### WHAT YOU SHOULD DO
All of the data should be repeated exactly; pictures are not part of the copy.

### MATERIAL PROVIDED
>> start
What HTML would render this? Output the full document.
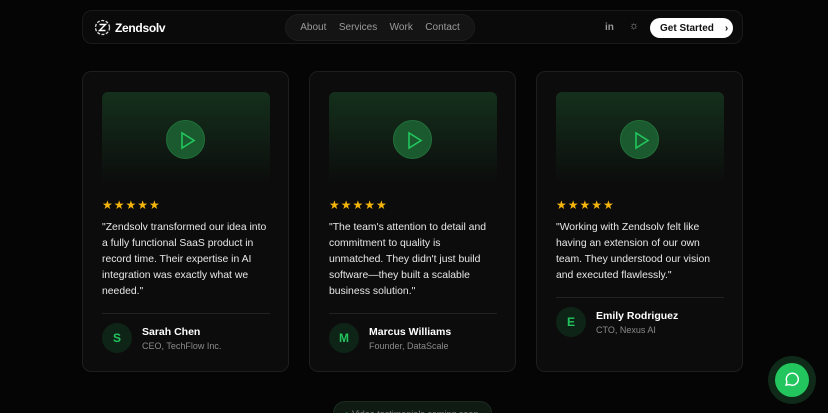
<!DOCTYPE html><html><head><style>
*{margin:0;padding:0;box-sizing:border-box}
html,body{width:828px;height:413px;overflow:hidden}
body{background:#050505;font-family:"Liberation Sans",sans-serif;position:relative;color:#e5e5e5}
.nav{position:absolute;left:82px;top:10px;width:661px;height:34px;border:1px solid #1a1a1a;border-radius:10px;background:#0a0a0a}
.logo{position:absolute;left:11px;top:8px;display:flex;align-items:center;gap:4px;font-weight:bold;font-size:12px;color:#fff;letter-spacing:-0.3px}
.pill{position:absolute;left:202px;top:3px;width:190px;height:27px;border-radius:14px;background:#141414;border:1px solid #1d1d1d;display:flex;justify-content:space-around;align-items:center;padding:0 8px;font-size:10px;color:#9a9a9a}
.gs{position:absolute;left:567px;top:7px;width:83px;height:20px;background:#fff;border-radius:10px;color:#111;font-size:10px;font-weight:bold;display:flex;align-items:center;padding-left:10px}
.card{position:absolute;top:71px;width:207px;height:301px;border:1px solid #1e1e1e;border-radius:9px;background:#0c0c0c}
.vid{position:absolute;left:19px;top:20px;width:168px;height:92px;border-radius:6px;background:linear-gradient(#14301c,#0c0c0c)}
.play{position:absolute;left:64px;top:28px;width:39px;height:39px;border-radius:50%;background:#1a5a2e;border:1px solid #22703a}
.stars{position:absolute;left:19px;top:126px;color:#f5b50a;font-size:12px;letter-spacing:1px}
.q{position:absolute;left:19px;top:148px;width:180px;font-size:10.4px;line-height:16px;color:#e8e8e8;white-space:nowrap}
.hr{position:absolute;left:19px;width:168px;border-top:1px solid #222}
.av{position:absolute;left:19px;width:30px;height:30px;border-radius:50%;background:#0e2416;color:#22c55e;font-weight:bold;font-size:12px;display:flex;align-items:center;justify-content:center}
.nm{position:absolute;left:59px;font-size:10.5px;font-weight:bold;color:#fff}
.rl{position:absolute;left:59px;font-size:9px;color:#8a8a8a}
</style></head><body>
<div class="nav">
<div class="logo"><svg width="17" height="17" viewBox="0 0 17 17"><circle cx="8.5" cy="8.5" r="7" fill="none" stroke="#ddd" stroke-width="1.3" stroke-dasharray="3 1.5"/><path d="M5.5 5.5h6l-6 6h6" fill="none" stroke="#fff" stroke-width="1.4"/></svg>Zendsolv</div>
<div class="pill"><span>About</span><span>Services</span><span>Work</span><span>Contact</span></div>
<div style="position:absolute;left:522px;top:11px;font-size:10px;color:#999;font-weight:bold">in</div>
<div style="position:absolute;left:546px;top:9px;font-size:11px;color:#999">☼</div>
<div class="gs">Get Started <span style="margin-left:11px">›</span></div>
</div>
<div class="card" style="left:82px"><div class="vid"><div class="play"><svg width="39" height="39"><path d="M15 12v15l12-7.5z" fill="none" stroke="#22c55e" stroke-width="1.6"/></svg></div></div>
<div class="stars">★★★★★</div>
<div class="q">"Zendsolv transformed our idea into<br>a fully functional SaaS product in<br>record time. Their expertise in AI<br>integration was exactly what we<br>needed."</div>
<div class="hr" style="top:241px"></div><div class="av" style="top:251px">S</div><div class="nm" style="top:254px">Sarah Chen</div><div class="rl" style="top:269px">CEO, TechFlow Inc.</div></div>
<div class="card" style="left:309px"><div class="vid"><div class="play"><svg width="39" height="39"><path d="M15 12v15l12-7.5z" fill="none" stroke="#22c55e" stroke-width="1.6"/></svg></div></div>
<div class="stars">★★★★★</div>
<div class="q">"The team's attention to detail and<br>commitment to quality is<br>unmatched. They didn't just build<br>software—they built a scalable<br>business solution."</div>
<div class="hr" style="top:241px"></div><div class="av" style="top:251px">M</div><div class="nm" style="top:254px">Marcus Williams</div><div class="rl" style="top:269px">Founder, DataScale</div></div>
<div class="card" style="left:536px"><div class="vid"><div class="play"><svg width="39" height="39"><path d="M15 12v15l12-7.5z" fill="none" stroke="#22c55e" stroke-width="1.6"/></svg></div></div>
<div class="stars">★★★★★</div>
<div class="q">"Working with Zendsolv felt like<br>having an extension of our own<br>team. They understood our vision<br>and executed flawlessly."</div>
<div class="hr" style="top:225px"></div><div class="av" style="top:235px">E</div><div class="nm" style="top:238px">Emily Rodriguez</div><div class="rl" style="top:253px">CTO, Nexus AI</div></div>
<div style="position:absolute;left:333px;top:401px;width:159px;height:24px;border-radius:12px;background:#0e1a12;border:1px solid #1c2a20;font-size:9px;color:#888;padding:7px 0 0 10px"><span style="color:#22c55e">●</span> Video testimonials coming soon</div>
<div style="position:absolute;left:768px;top:356px;width:48px;height:48px;border-radius:50%;background:#0f2a18"></div>
<div style="position:absolute;left:775px;top:363px;width:34px;height:34px;border-radius:50%;background:#22c55e"><svg width="34" height="34"><path d="M11 22l1-3a6 6 0 1 1 2.5 2.5z" fill="none" stroke="#fff" stroke-width="1.4"/></svg></div>
</body></html>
>> end
### TASK RESULT
What HTML would render this? Output the full document.
<!DOCTYPE html><html><head><style>
*{margin:0;padding:0;box-sizing:border-box}
html,body{width:828px;height:413px;overflow:hidden}
body{background:#050505;font-family:"Liberation Sans",sans-serif;position:relative;color:#e5e5e5}
.nav{position:absolute;left:82px;top:10px;width:661px;height:34px;border:1px solid #1a1a1a;border-radius:10px;background:#0a0a0a}
.logo{position:absolute;left:11px;top:8px;display:flex;align-items:center;gap:4px;font-weight:bold;font-size:12px;color:#fff;letter-spacing:-0.3px}
.pill{position:absolute;left:202px;top:3px;width:190px;height:27px;border-radius:14px;background:#141414;border:1px solid #1d1d1d;display:flex;justify-content:space-around;align-items:center;padding:0 8px;font-size:10px;color:#9a9a9a}
.gs{position:absolute;left:567px;top:7px;width:83px;height:20px;background:#fff;border-radius:10px;color:#111;font-size:10px;font-weight:bold;display:flex;align-items:center;padding-left:10px}
.card{position:absolute;top:71px;width:207px;height:301px;border:1px solid #1e1e1e;border-radius:9px;background:#0c0c0c}
.vid{position:absolute;left:19px;top:20px;width:168px;height:92px;border-radius:6px;background:linear-gradient(#14301c,#0c0c0c)}
.play{position:absolute;left:64px;top:28px;width:39px;height:39px;border-radius:50%;background:#1a5a2e;border:1px solid #22703a}
.stars{position:absolute;left:19px;top:126px;color:#f5b50a;font-size:12px;letter-spacing:1px}
.q{position:absolute;left:19px;top:148px;width:180px;font-size:10.4px;line-height:16px;color:#e8e8e8;white-space:nowrap}
.hr{position:absolute;left:19px;width:168px;border-top:1px solid #222}
.av{position:absolute;left:19px;width:30px;height:30px;border-radius:50%;background:#0e2416;color:#22c55e;font-weight:bold;font-size:12px;display:flex;align-items:center;justify-content:center}
.nm{position:absolute;left:59px;font-size:10.5px;font-weight:bold;color:#fff}
.rl{position:absolute;left:59px;font-size:9px;color:#8a8a8a}
</style></head><body>
<div class="nav">
<div class="logo"><svg width="17" height="17" viewBox="0 0 17 17"><circle cx="8.5" cy="8.5" r="7" fill="none" stroke="#ddd" stroke-width="1.3" stroke-dasharray="3 1.5"/><path d="M5.5 5.5h6l-6 6h6" fill="none" stroke="#fff" stroke-width="1.4"/></svg>Zendsolv</div>
<div class="pill"><span>About</span><span>Services</span><span>Work</span><span>Contact</span></div>
<div style="position:absolute;left:522px;top:11px;font-size:10px;color:#999;font-weight:bold">in</div>
<div style="position:absolute;left:546px;top:9px;font-size:11px;color:#999">☼</div>
<div class="gs">Get Started <span style="margin-left:11px">›</span></div>
</div>
<div class="card" style="left:82px"><div class="vid"><div class="play"><svg width="39" height="39"><path d="M15 12v15l12-7.5z" fill="none" stroke="#22c55e" stroke-width="1.6"/></svg></div></div>
<div class="stars">★★★★★</div>
<div class="q">"Zendsolv transformed our idea into<br>a fully functional SaaS product in<br>record time. Their expertise in AI<br>integration was exactly what we<br>needed."</div>
<div class="hr" style="top:241px"></div><div class="av" style="top:251px">S</div><div class="nm" style="top:254px">Sarah Chen</div><div class="rl" style="top:269px">CEO, TechFlow Inc.</div></div>
<div class="card" style="left:309px"><div class="vid"><div class="play"><svg width="39" height="39"><path d="M15 12v15l12-7.5z" fill="none" stroke="#22c55e" stroke-width="1.6"/></svg></div></div>
<div class="stars">★★★★★</div>
<div class="q">"The team's attention to detail and<br>commitment to quality is<br>unmatched. They didn't just build<br>software—they built a scalable<br>business solution."</div>
<div class="hr" style="top:241px"></div><div class="av" style="top:251px">M</div><div class="nm" style="top:254px">Marcus Williams</div><div class="rl" style="top:269px">Founder, DataScale</div></div>
<div class="card" style="left:536px"><div class="vid"><div class="play"><svg width="39" height="39"><path d="M15 12v15l12-7.5z" fill="none" stroke="#22c55e" stroke-width="1.6"/></svg></div></div>
<div class="stars">★★★★★</div>
<div class="q">"Working with Zendsolv felt like<br>having an extension of our own<br>team. They understood our vision<br>and executed flawlessly."</div>
<div class="hr" style="top:225px"></div><div class="av" style="top:235px">E</div><div class="nm" style="top:238px">Emily Rodriguez</div><div class="rl" style="top:253px">CTO, Nexus AI</div></div>
<div style="position:absolute;left:333px;top:401px;width:159px;height:24px;border-radius:12px;background:#0e1a12;border:1px solid #1c2a20;font-size:9px;color:#888;padding:7px 0 0 10px"><span style="color:#22c55e">●</span> Video testimonials coming soon</div>
<div style="position:absolute;left:768px;top:356px;width:48px;height:48px;border-radius:50%;background:#0f2a18"></div>
<div style="position:absolute;left:775px;top:363px;width:34px;height:34px;border-radius:50%;background:#22c55e"><svg width="34" height="34"><path d="M11 22l1-3a6 6 0 1 1 2.5 2.5z" fill="none" stroke="#fff" stroke-width="1.4"/></svg></div>
</body></html>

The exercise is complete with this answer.